Colombo (News 1st); Central Bank data claims the Employees’ Provident Fund suffered massive losses, totaling Rs 39.08 billion by the end of first-quarter of 2020.
The EPF is currently the largest Social Security Scheme in Sri Lanka and the fund suffered massive loses by investing in listed and unlisted entities in the Colombo Stock Exchange.
Taking this into consideration, measures have been taken to reduce EPF investments in the Colombo Stock Exchange to 03% of the total fund.
Reports suggest the EPF had invested over Rs. 84.05 billion in 83 listed equities, but as at the end of the first quarter of 2020, its market value dramatically reduced to Rs, 44.97 billion.
The EPF also invested Rs 9.6 billion in eight unlisted entities, but their value has now come down to Rs 9.1 billion.
The EPF has lost Rs 205 million due to the licence cancellation of The Finance Company.
It should be noted, the total value of the Fund stood at Rs 2,540.4 billion at end-2019.
The looting of the fund which was set up to assure financial stability to the employee in the winter of life and to reward the employee for his or her role in the economic growth of the country, was taking place for many years.
The Employees Provident Fund (EPF) was established under the Act No. 15 of 1958 and it started investing in the Colombo Stock Exchange since 1998.
During the tenure of Former Central Bank Governor Ajith Nivard Cabraal, that's from 2010, more than 05% of the total fund was invested in the Colombo Stock Exchange.
It was during this time the “pumping and dumping" of shares took place where profits were shared among a selected few who were controlling the market.
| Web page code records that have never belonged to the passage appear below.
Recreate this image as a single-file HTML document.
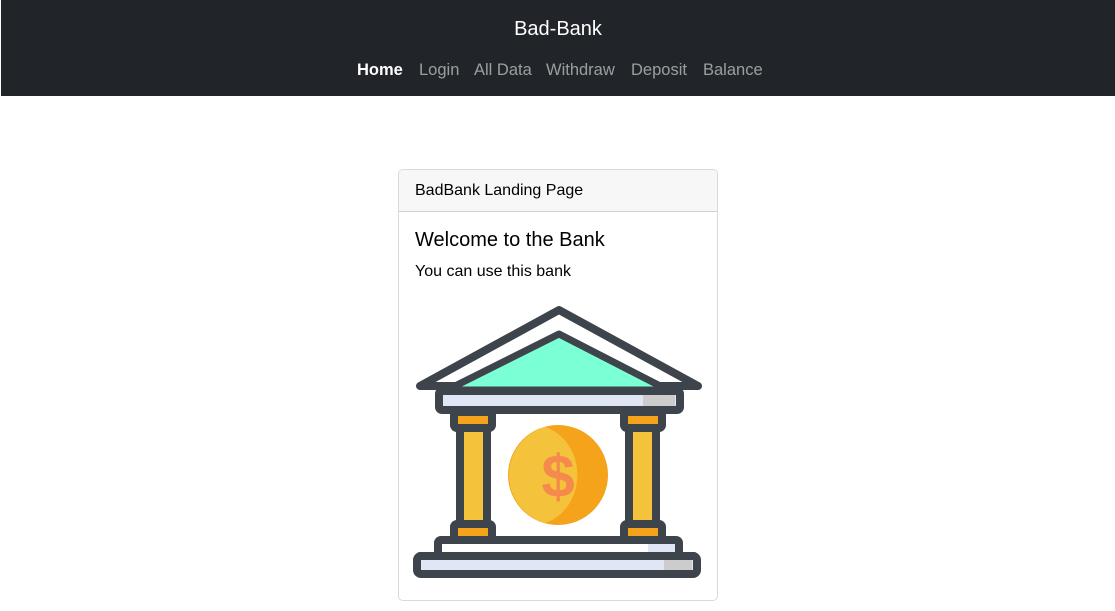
<!DOCTYPE html>
<html><head><style>
body{margin:0;width:1115px;height:611px;overflow:hidden;background:#fff;font-family:"Liberation Sans",sans-serif;}
.nav{height:96px;background:#212529;position:relative;border-left:1px solid #fff;}
.brand{position:absolute;top:18px;width:100%;text-align:center;color:#fff;font-size:20px;}
.links span,.links b{position:absolute;top:61px;font-size:16.5px;color:rgba(255,255,255,.55);white-space:nowrap;}
.links b{color:#fff}
.card{position:absolute;left:398px;top:169px;width:318px;height:430px;border:1px solid rgba(0,0,0,.15);border-radius:5px;overflow:hidden;}
.hd{height:41px;background:#f7f7f7;border-bottom:1px solid rgba(0,0,0,.15);font-size:16px;line-height:41px;padding-left:16px;}
h5{margin:0;position:absolute;left:16px;top:59px;font-size:20px;font-weight:500;}
p{margin:0;position:absolute;left:16px;top:93px;font-size:16px;}
svg{position:absolute;left:0;top:0}
</style></head><body>
<div class="nav"><div class="brand">Bad-Bank</div>
<div class="links"><b style="left:356px">Home</b><span style="left:418px">Login</span><span style="left:473px">All Data</span><span style="left:545px">Withdraw</span><span style="left:630px">Deposit</span><span style="left:702px">Balance</span></div></div>
<div class="card"><div class="hd">BadBank Landing Page</div><h5>Welcome to the Bank</h5><p>You can use this bank</p></div>
<svg width="1115" height="611" stroke="#3e444b" stroke-width="8" stroke-linejoin="round" stroke-linecap="round">
<path d="M559 310 L420 386 L698 386 Z" fill="#fff"/>
<path d="M559 334 L447 390 L668 390 Z" fill="#7bffd4" stroke-width="7"/>
<rect x="439" y="391" width="241" height="19" rx="3" fill="#e0e6f5"/>
<rect x="643" y="395" width="32" height="11" fill="#ccc" stroke="none"/>
<line x1="447" y1="391" x2="607" y2="391"/><line x1="628" y1="391" x2="668" y2="391"/>
<rect x="460" y="428" width="27" height="98" fill="#f5c33b"/>
<rect x="629" y="428" width="27" height="98" fill="#f5c33b"/>
<rect x="454" y="412" width="38" height="16" rx="3" fill="#f4a31a"/>
<rect x="624" y="412" width="38" height="16" rx="3" fill="#f4a31a"/>
<rect x="454" y="524" width="38" height="16" rx="3" fill="#f4a31a"/>
<rect x="624" y="524" width="38" height="16" rx="3" fill="#f4a31a"/>
<circle cx="558" cy="475" r="50" fill="#f4a31a" stroke="none"/>
<path d="M545 427 A50 50 0 0 0 545 523 A45 50 0 0 0 545 427Z" fill="#f5c33b" stroke="none"/>
<text x="558" y="497" text-anchor="middle" font-size="60" font-weight="bold" font-family="Liberation Sans" fill="#f48a4b" stroke="none">$</text>
<rect x="438" y="540" width="241" height="16" rx="3" fill="#fff"/>
<rect x="648" y="544" width="27" height="10" fill="#e0e6f5" stroke="none"/>
<rect x="417" y="556" width="280" height="18" rx="4" fill="#e0e6f5"/>
<rect x="664" y="560" width="28" height="10" fill="#ccc" stroke="none"/>
<line x1="420" y1="556" x2="462" y2="556"/><line x1="482" y1="556" x2="694" y2="556"/>
</svg>
</body></html>
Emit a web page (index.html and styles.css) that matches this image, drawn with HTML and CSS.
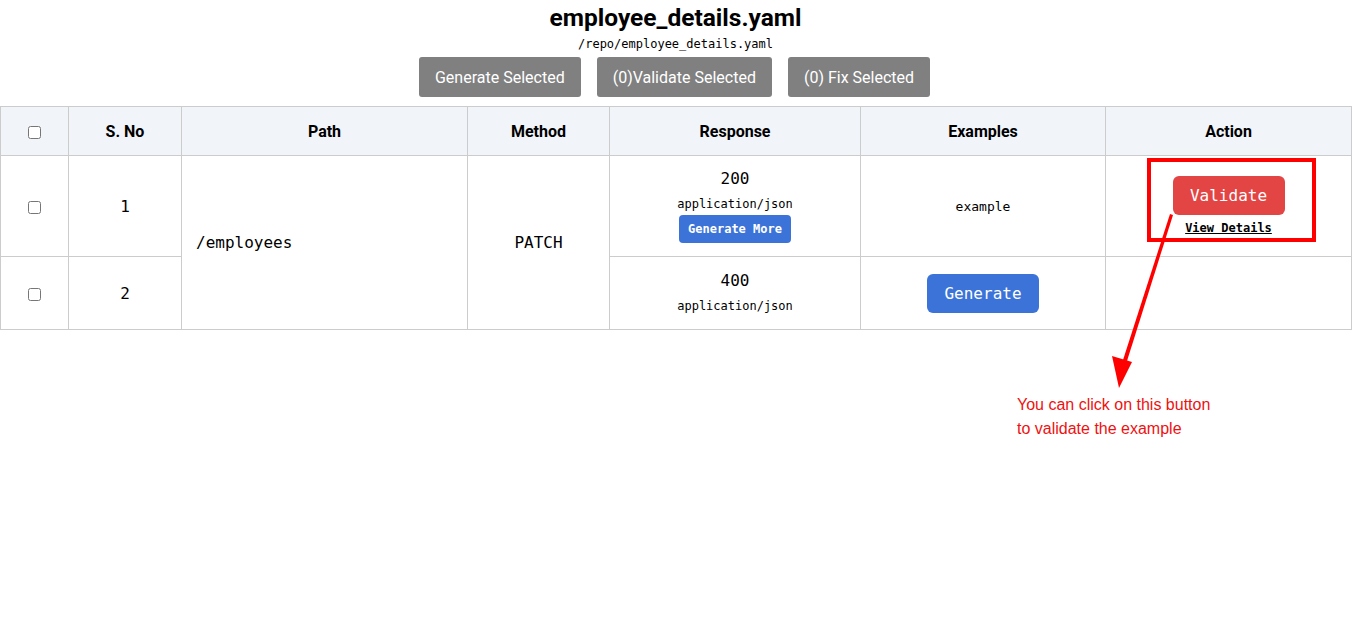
FILE: index.html
```html
<!DOCTYPE html>
<html>
<head>
<meta charset="utf-8">
<link rel="stylesheet" href="styles.css">
</head>
<body>
<div class="page">
  <header class="top">
    <h1 class="title">employee_details.yaml</h1>
    <div class="subtitle">/repo/employee_details.yaml</div>
    <div class="toolbar">
      <button class="tool-btn">Generate Selected</button>
      <button class="tool-btn">(0)Validate Selected</button>
      <button class="tool-btn">(0) Fix Selected</button>
    </div>
  </header>
  <table class="grid">
    <colgroup>
      <col class="c-check">
      <col class="c-sno">
      <col class="c-path">
      <col class="c-method">
      <col class="c-resp">
      <col class="c-ex">
      <col class="c-action">
    </colgroup>
    <thead>
      <tr>
        <th><input type="checkbox"></th>
        <th>S. No</th>
        <th>Path</th>
        <th>Method</th>
        <th>Response</th>
        <th>Examples</th>
        <th>Action</th>
      </tr>
    </thead>
    <tbody>
      <tr class="row1">
        <td><input type="checkbox"></td>
        <td class="mono">1</td>
        <td class="mono path" rowspan="2">/employees</td>
        <td class="mono" rowspan="2">PATCH</td>
        <td>
          <div class="status">200</div>
          <div class="ctype">application/json</div>
          <button class="more-btn">Generate More</button>
        </td>
        <td class="example">example</td>
        <td>
          <button class="validate-btn">Validate</button>
          <div class="details">View Details</div>
        </td>
      </tr>
      <tr class="row2">
        <td><input type="checkbox"></td>
        <td class="mono">2</td>
        <td>
          <div class="status">400</div>
          <div class="ctype">application/json</div>
        </td>
        <td><button class="gen-btn">Generate</button></td>
        <td></td>
      </tr>
    </tbody>
  </table>
</div>
<div class="highlight"></div>
<svg class="arrow" width="1366" height="633" viewBox="0 0 1366 633">
  <polygon points="1170,214 1173,215 1127,361 1123,360" fill="#ff0000"/>
  <polygon points="1112,356 1132,362 1119,388" fill="#ff0000"/>
</svg>
<div class="note">You can click on this button<br>to validate the example</div>
</body>
</html>
```

FILE: styles.css
```css
html, body {
  margin: 0;
  padding: 0;
  background: #ffffff;
}
body {
  font-family: Roboto, "Liberation Sans", sans-serif;
  color: #000;
  position: relative;
  width: 1366px;
  height: 633px;
  overflow: hidden;
}
.top {
  display: flex;
  flex-direction: column;
  align-items: center;
  width: 1351px;
}
.title {
  margin: 5px 0 0;
  font-size: 24.5px;
  line-height: 26px;
  font-weight: 700;
}
.subtitle {
  margin-top: 6px;
  font-family: "DejaVu Sans Mono", "Liberation Mono", monospace;
  font-size: 12px;
  line-height: 15px;
}
.toolbar {
  display: flex;
  gap: 16px;
  margin-top: 5px;
  margin-left: -2px;
}
.tool-btn {
  height: 40px;
  padding: 0 16px;
  background: #808080;
  color: #fff;
  border: none;
  border-radius: 3px;
  font-family: Roboto, "Liberation Sans", sans-serif;
  font-size: 16px;
}
.grid {
  margin-top: 9px;
  width: 1351px;
  border-collapse: collapse;
  table-layout: fixed;
}
.c-check { width: 68px; }
.c-sno { width: 113px; }
.c-path { width: 286px; }
.c-method { width: 142px; }
.c-resp { width: 251px; }
.c-ex { width: 245px; }
.c-action { width: 246px; }
.grid th, .grid td {
  border: 1px solid #cccccc;
  text-align: center;
  vertical-align: middle;
  padding: 0;
}
.grid th {
  background: #f1f4f9;
  height: 48px;
  font-size: 16px;
  font-weight: 700;
}
.grid input[type="checkbox"] {
  margin: 0;
  width: 13px;
  height: 13px;
  vertical-align: middle;
}
.row1 td { height: 100px; }
.row2 td { height: 72px; }
.mono, .status, .example, .ctype, .more-btn, .validate-btn, .gen-btn, .details {
  font-family: "DejaVu Sans Mono", "Liberation Mono", monospace;
}
.mono {
  font-size: 16px;
}
.path {
  text-align: left !important;
  padding-left: 14px !important;
}
.status {
  font-size: 16px;
  line-height: 20px;
}
.ctype {
  font-size: 12px;
  line-height: 18px;
  margin-top: 6px;
}
.more-btn {
  margin-top: 2px;
  height: 28px;
  width: 112px;
  border: none;
  border-radius: 4px;
  background: #3b73d8;
  color: #fff;
  font-size: 12px;
  font-weight: 700;
  padding: 0;
}
.example {
  font-size: 13px;
}
.validate-btn, .gen-btn {
  width: 112px;
  height: 39px;
  border: none;
  border-radius: 6px;
  color: #fff;
  font-size: 16px;
  padding: 0;
}
.validate-btn {
  background: #e34444;
  margin-top: 0;
}
.gen-btn {
  background: #3b73d8;
}
.details {
  font-size: 12px;
  font-weight: 700;
  text-decoration: underline;
  line-height: 16px;
  margin-top: 5px;
}
.highlight {
  position: absolute;
  left: 1147px;
  top: 158px;
  width: 161px;
  height: 76px;
  border: 4px solid #ff0000;
}
.arrow {
  position: absolute;
  left: 0;
  top: 0;
  pointer-events: none;
}
.note {
  position: absolute;
  left: 1017px;
  top: 393px;
  color: #ee1111;
  font-family: "Liberation Sans", Arial, sans-serif;
  font-size: 16px;
  line-height: 24px;
}
```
For "pumping and dumping" to take place, companies were listed in the Colombo Stock Exchange and the share value of these companies were artificially increase using various means.
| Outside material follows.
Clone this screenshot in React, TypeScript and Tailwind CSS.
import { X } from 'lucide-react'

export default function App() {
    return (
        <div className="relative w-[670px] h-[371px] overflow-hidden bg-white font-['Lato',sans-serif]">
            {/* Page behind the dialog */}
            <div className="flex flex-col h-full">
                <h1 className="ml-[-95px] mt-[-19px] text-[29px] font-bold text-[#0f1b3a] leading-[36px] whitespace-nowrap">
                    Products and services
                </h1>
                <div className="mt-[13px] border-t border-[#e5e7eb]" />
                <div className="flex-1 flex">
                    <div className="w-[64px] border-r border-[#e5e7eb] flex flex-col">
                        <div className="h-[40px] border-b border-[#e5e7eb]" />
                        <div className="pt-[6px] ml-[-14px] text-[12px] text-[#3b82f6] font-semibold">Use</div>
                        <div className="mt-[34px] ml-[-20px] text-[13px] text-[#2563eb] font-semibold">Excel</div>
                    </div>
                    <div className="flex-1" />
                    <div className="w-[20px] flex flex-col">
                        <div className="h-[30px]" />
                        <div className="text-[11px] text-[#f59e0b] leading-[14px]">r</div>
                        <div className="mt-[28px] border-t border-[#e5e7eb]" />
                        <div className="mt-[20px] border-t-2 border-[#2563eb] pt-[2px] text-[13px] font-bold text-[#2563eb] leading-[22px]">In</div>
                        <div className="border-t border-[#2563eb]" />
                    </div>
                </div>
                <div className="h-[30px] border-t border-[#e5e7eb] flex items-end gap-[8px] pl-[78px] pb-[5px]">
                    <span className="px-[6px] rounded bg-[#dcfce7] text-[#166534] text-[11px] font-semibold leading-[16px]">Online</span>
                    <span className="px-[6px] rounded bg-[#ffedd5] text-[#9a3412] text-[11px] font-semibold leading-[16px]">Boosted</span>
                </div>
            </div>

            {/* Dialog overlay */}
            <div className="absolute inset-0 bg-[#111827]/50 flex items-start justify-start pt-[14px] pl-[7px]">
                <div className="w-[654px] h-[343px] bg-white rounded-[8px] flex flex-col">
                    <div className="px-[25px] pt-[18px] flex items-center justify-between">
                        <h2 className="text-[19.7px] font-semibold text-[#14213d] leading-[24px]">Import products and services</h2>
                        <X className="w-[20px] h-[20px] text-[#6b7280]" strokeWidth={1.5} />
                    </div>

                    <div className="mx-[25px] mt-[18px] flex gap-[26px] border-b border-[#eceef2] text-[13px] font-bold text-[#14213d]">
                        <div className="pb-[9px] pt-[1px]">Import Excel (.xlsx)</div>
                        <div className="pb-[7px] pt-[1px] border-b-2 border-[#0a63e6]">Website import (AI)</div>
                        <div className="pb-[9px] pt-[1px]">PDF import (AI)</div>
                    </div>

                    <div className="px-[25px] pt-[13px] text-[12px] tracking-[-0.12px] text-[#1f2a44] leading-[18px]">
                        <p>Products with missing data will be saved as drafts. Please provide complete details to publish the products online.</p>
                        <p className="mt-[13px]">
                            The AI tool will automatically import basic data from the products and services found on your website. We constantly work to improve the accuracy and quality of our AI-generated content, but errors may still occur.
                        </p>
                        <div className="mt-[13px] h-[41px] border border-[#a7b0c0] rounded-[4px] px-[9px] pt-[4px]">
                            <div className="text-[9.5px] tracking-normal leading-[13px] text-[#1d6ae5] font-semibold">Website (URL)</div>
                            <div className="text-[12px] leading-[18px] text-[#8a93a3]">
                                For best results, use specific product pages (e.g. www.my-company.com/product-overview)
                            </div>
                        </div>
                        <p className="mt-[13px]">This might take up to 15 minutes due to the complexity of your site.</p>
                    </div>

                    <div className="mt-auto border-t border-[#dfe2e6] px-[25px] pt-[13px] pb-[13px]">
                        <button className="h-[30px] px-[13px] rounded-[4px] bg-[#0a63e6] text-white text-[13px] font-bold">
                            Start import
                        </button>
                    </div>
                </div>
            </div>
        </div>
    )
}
At most occasions well-known politicians and their families were used to host grand events for the launch of some of these companies.
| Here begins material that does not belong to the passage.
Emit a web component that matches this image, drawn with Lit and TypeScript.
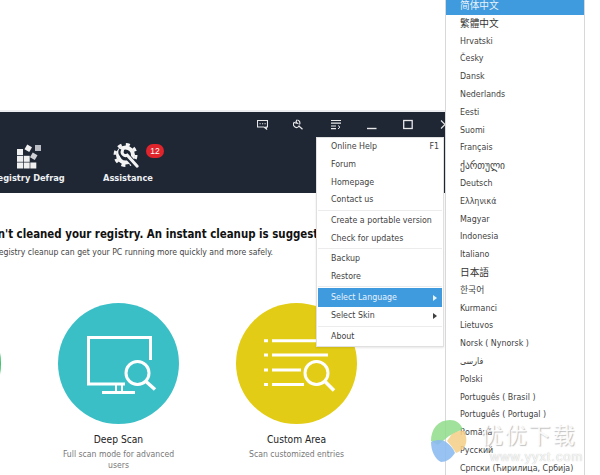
import { LitElement, html, css, svg } from "lit";
import { customElement } from "lit/decorators.js";

const LANGS = ["简体中文","繁體中文","Hrvatski","Česky","Dansk","Nederlands","Eesti","Suomi","Français","ქართული","Deutsch","Ελληνικά","Magyar","Indonesia","Italiano","日本語","한국어","Kurmanci","Lietuvos","Norsk ( Nynorsk )","فارسی","Polski","Português ( Brasil )","Português ( Portugal )","Română","Русский","Српски (Ћирилица, Србија)"];

@customElement("app-root")
export class AppRoot extends LitElement {
  static styles = css`
    :host { display: block; position: relative; width: 600px; height: 475px; overflow: hidden; background: #fff;
      font-family: "DejaVu Sans Condensed", "DejaVu Sans", "Noto Sans CJK SC", sans-serif; font-size: 8.8px; color: #3f3f3f; }
    .window { position: absolute; left: -60px; top: 110px; width: 560px; height: 365px; background: #fff; border-top: 2px solid #eceef1; }
    .bar { height: 81px; background: #1f2735; position: relative; color: #fff; }
    .tool { position: absolute; top: 7px; }
    .tab { position: absolute; top: 31px; width: 90px; display: flex; flex-direction: column; align-items: center; font-weight: 700; font-size: 9.2px; gap: 3px; white-space: nowrap; color: #eef0f2; }
    .tab svg { display: block; }
    .badge { position: absolute; left: 206px; top: 32px; width: 18px; height: 14px; border-radius: 7px; background: #e0242c; color: #fff; font-size: 8.5px; text-align: center; line-height: 14px; font-family: "Liberation Sans", sans-serif; }
    .main { padding: 32px 0 0 5.600px; }
    h1 { margin: 0; font-size: 11.4px; font-weight: 700; color: #111; white-space: nowrap; line-height: 18px; }
    .sub { margin: 3px 0 0 42.400px; color: #444; white-space: nowrap; font-size: 8.6px; line-height: 12px; }
    .cards { display: flex; gap: 57px; margin: 45px 0 0 -65.600px; }
    .card { width: 121px; display: flex; flex-direction: column; align-items: center; text-align: center; }
    .circle { width: 121px; height: 121px; border-radius: 50%; }
    .circle svg { display: block; }
    .title { margin-top: 9px; font-size: 10.2px; color: #222; white-space: nowrap; line-height: 14px; }
    .desc { margin-top: 1.500px; color: #777; font-size: 8.6px; line-height: 11px; width: 122px; }
    .menu { position: absolute; left: 316px; top: 137px; width: 128px; height: 210px; box-sizing: border-box; background: #fff; border: 1px solid #e0e0e0; box-shadow: 0 1px 2px rgba(0,0,0,.1); }
    .mi { height: 17.8px; line-height: 17.8px; padding-left: 14px; display: flex; justify-content: space-between; padding-right: 4px; white-space: nowrap; }
    .mi.active { background: #3f9ade; color: #e8f3fb; margin: 0 1px; padding-left: 13px; padding-right: 3px; height: 19px; line-height: 19px; }
    .sep { height: 1px; background: #ececec; margin: 1px; }
    .sep.tight { margin: .5px 1px; }
    .arrow { width: 0; height: 0; border-left: 4px solid currentColor; border-top: 3px solid transparent; border-bottom: 3px solid transparent; align-self: center; margin-right: 2px; }
    .sub-menu { position: absolute; left: 445px; top: -4px; width: 140px; height: 482px; box-sizing: border-box; background: #fff; border: 1px solid #d8d8d8; }
    .lang { height: 17.8px; line-height: 17.8px; padding-left: 14px; white-space: nowrap; }
    .lang.cjk { font-size: 9.7px; color: #333; }
    .lang.geo { font-size: 10.6px; }
    .lang.active { background: #3f9ade; color: #e8f3fb; }
    .wm { position: absolute; left: 430px; top: 419px; width: 170px; height: 56px; pointer-events: none; }
    .wm svg { position: absolute; left: 0; top: 0; }
    .wm-cn { position: absolute; left: 51px; top: -1px; font-size: 22px; letter-spacing: 1.800px; color: rgba(255,255,255,.9); white-space: nowrap; text-shadow: 1px 1px 1px rgba(150,150,150,.6); line-height: 30px; font-family: "Noto Sans CJK SC", sans-serif; }
    .wm-url { position: absolute; left: 60px; top: 30px; font-size: 13px; letter-spacing: .9px; color: rgba(255,255,255,.9); text-shadow: 0 0 1px rgba(140,140,140,.7); white-space: nowrap; font-family: "Liberation Sans", sans-serif; line-height: 15px; }
  `;

  toolIcons() {
    return html`
      <svg class="tool" style="left:317px" width="11" height="11" viewBox="0 0 11 11" fill="none" stroke="#e8e8e8" stroke-width="1.100"><path d="M.5 1.500h10v6.500H9l.5 2L7 8H.5z"/><path d="M2.500 4.800h1.200M5 4.800h1.200M7.500 4.800h1.200"/></svg>
      <svg class="tool" style="left:353px" width="11" height="11" viewBox="0 0 11 11" fill="none" stroke="#e8e8e8" stroke-width="1.200"><path d="M4 .8l-1 2 1.500 1.500-2-.3L1 3.500a3 3 0 0 0 1 4.500A3 3 0 0 0 6 7l1 1 2.500 2.300"/><path d="M4.500 1a3 3 0 0 1 2 4.500"/></svg>
      <svg class="tool" style="left:391px" width="10" height="11" viewBox="0 0 10 11" fill="none" stroke="#e8e8e8" stroke-width="1.200"><path d="M0 1.500h10M0 4.200h10M0 7h5M0 9.700h5"/><path d="M7 6.500l2 1.700-2 1.700" stroke-width="1"/></svg>
      <svg class="tool" style="left:427px" width="10" height="11" viewBox="0 0 10 11" fill="none" stroke="#e8e8e8" stroke-width="1.400"><path d="M0 9.500h9.500"/></svg>
      <svg class="tool" style="left:463px" width="10" height="11" viewBox="0 0 10 11" fill="none" stroke="#e8e8e8" stroke-width="1.300"><rect x=".7" y="1.500" width="8.500" height="8"/></svg>
      <svg class="tool" style="left:500px" width="10" height="11" viewBox="0 0 10 11" fill="none" stroke="#e8e8e8" stroke-width="1.100"><path d="M1 1.500l8 8M9 1.500l-8 8"/></svg>
    `;
  }

  defrag = svg`<svg width="26" height="26" viewBox="0 0 26 26" fill="#f0f0f0"><rect x="2" y="6" width="6" height="6"/><rect x="2" y="12.800" width="6" height="6"/><rect x="2" y="19.500" width="6" height="6"/><rect x="8.700" y="12.800" width="6" height="6"/><rect x="8.700" y="19.500" width="6" height="6"/><rect x="15.300" y="19.500" width="6" height="6"/><rect x="20" y="2" width="6" height="6" fill="#b9bcc2"/><rect x="10.500" y="2.500" width="5.500" height="5.500" transform="rotate(30 13.250 5.250)"/><rect x="16" y="10.500" width="5.500" height="5.500" fill="#d0d2d6" transform="rotate(30 18.750 13.250)"/></svg>`;

  gear = svg`<svg width="30" height="26" viewBox="0 0 30 26" fill="none"><circle cx="12.500" cy="12" r="7.500" stroke="#f4f4f4" stroke-width="4"/><circle cx="12.500" cy="12" r="10.500" stroke="#f4f4f4" stroke-width="3" stroke-dasharray="4 4.250"/><path d="M9 7a4 4 0 0 0 .8 5 4 4 0 0 0 4 .8l9 10" stroke="#1f2735" stroke-width="6"/><path d="M9.500 7.500a3.500 3.500 0 0 0 4.700 4.700l10 11" stroke="#f4f4f4" stroke-width="3" stroke-linecap="round"/></svg>`;

  monitor = svg`<svg width="121" height="121" viewBox="0 0 121 121" fill="none" stroke="#fff"><path d="M67 81H30.500V34.500H92.500V57" stroke-width="3"/><path d="M58 81v8M64 81v8" stroke-width="2"/><path d="M44 89.500h33" stroke-width="3"/><circle cx="79.500" cy="70" r="11.500" stroke-width="3"/><path d="M88 78.500l9 8" stroke-width="3.500"/></svg>`;

  list = svg`<svg width="121" height="121" viewBox="0 0 121 121" fill="none" stroke="#fff" stroke-width="3"><path d="M28 37.700h4M28 52h4M28 67h4M28 81.500h4"/><path d="M36 37.700h52M36 52h56M36 67h29M36 81.500h32"/><circle cx="80.500" cy="70" r="11.500"/><path d="M89 78.500l9 9" stroke-width="3.500"/></svg>`;

  render() {
    return html`
      <div class="window">
        <div class="bar">
          ${this.toolIcons()}
          <div class="tab" style="left:43px">${this.defrag}<span>Registry Defrag</span></div>
          <div class="tab" style="left:143px">${this.gear}<span>Assistance</span></div>
          <div class="badge">12</div>
        </div>
        <div class="main">
          <h1>You haven't cleaned your registry. An instant cleanup is suggested</h1>
          <div class="sub">A registry cleanup can get your PC running more quickly and more safely.</div>
          <div class="cards">
            <div class="card"><div class="circle" style="background:#3dc26a"></div></div>
            <div class="card"><div class="circle" style="background:#3bbfc6">${this.monitor}</div><div class="title">Deep Scan</div><div class="desc">Full scan mode for advanced users</div></div>
            <div class="card"><div class="circle" style="background:#e2cc16">${this.list}</div><div class="title">Custom Area</div><div class="desc">Scan customized entries</div></div>
          </div>
        </div>
      </div>

      <div class="menu">
        <div class="mi"><span>Online Help</span><span>F1</span></div>
        <div class="mi">Forum</div>
        <div class="mi">Homepage</div>
        <div class="mi">Contact us</div>
        <div class="sep"></div>
        <div class="mi">Create a portable version</div>
        <div class="mi">Check for updates</div>
        <div class="sep tight"></div>
        <div class="mi">Backup</div>
        <div class="mi">Restore</div>
        <div class="sep"></div>
        <div class="mi active"><span>Select Language</span><span class="arrow"></span></div>
        <div class="mi"><span>Select Skin</span><span class="arrow"></span></div>
        <div class="sep"></div>
        <div class="mi">About</div>
      </div>

      <div class="sub-menu">
        ${LANGS.map((l, i) => html`<div class="lang ${i === 0 ? "active" : ""} ${i < 2 || i === 15 ? "cjk" : ""} ${i === 9 ? "geo" : ""}">${l}</div>`)}
      </div>

      <div class="wm">
        <svg width="40" height="44" viewBox="0 0 40 44"><path d="M1 22C1 10 8 1 20 1c6 0 10 3 13 9L19 17 8 26z" fill="#8fdc8a" opacity=".85"/><path d="M22 15c5-3 9-4 12-3 3 6 3 11 1 15-3 4-6 6-9 7-3-5-6-9-9-12z" fill="#f5cf8a" opacity=".88"/><path d="M1 23c7-3 12-2 15 0 4 3 7 6 9 11-4 6-9 9-14 9C5 40 1 32 1 23z" fill="#8ab9f0" opacity=".88"/></svg>
        <div class="wm-cn">优优下载</div>
        <div class="wm-url">www.yyxt.com</div>
      </div>
    `;
  }
}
Thereafter, a group of few hands purchased the shares in seconds and created an artificial increase of the share value.
It was communicated to the players in the market as a good investments and the "pumping and dumping" scheme saw to that these shares are sold at high prices to various investors.
At most occasions, the Employees Provident Fund was the sacrificial lamb for this corrupt scheme.
Some of these companies were poultry farms with no chickens, hotel chain with no building to its name and property development companies with no land to its portfolio.
The money from the Employees Provident Fund lined the pockets of a very few as its monies were investments in companies which only existed on a placard, and this resulted in some small time investors committing suicide as well.
The Government of Good Governance launched investigations into the corrupt practices of the Stock Exchange committed during the Cabraal Era of 2010 to 2015, however nothing happened.
Instead, the EPF was looted once more through investments made in government securities.
When Ranil Wickremesinghe was appointed as the prime Minister, he moved the Central Bank of Sri Lanka under his purview and appointed his close friend Arjuna Mahendran as Governor.
Weeks after the appointment an auction took place at the Central Bank which benefited the company of Arjuna Mahendran's Son-in-Law Arjun Aloysious
The Presidential Commission of Inquiry appointed to investigate the Central Bank Treasury Bond Issue in its report pointed out the although the EPF had substantial available for investment on many of the Auctions of Treasury Bonds from 2015 to mid-2016, the EPF had not used these available funds to place Bids at these Auctions.
But, the EPF had purchased, in the Secondary Market, from Perpetual Treasuries Ltd, the same Treasury Bonds that
were offered at those Auctions, but at higher Prices.
The report showed PTL made gains of over 08.5 Billion Rupees by selling bonds to the EPF in the secondary market where as the EPF lost the opportunity of making a profit as it purchased a majority of bonds in the secondary market at a very high price from PTL as opposed to direct purchase in the primary market for a low price.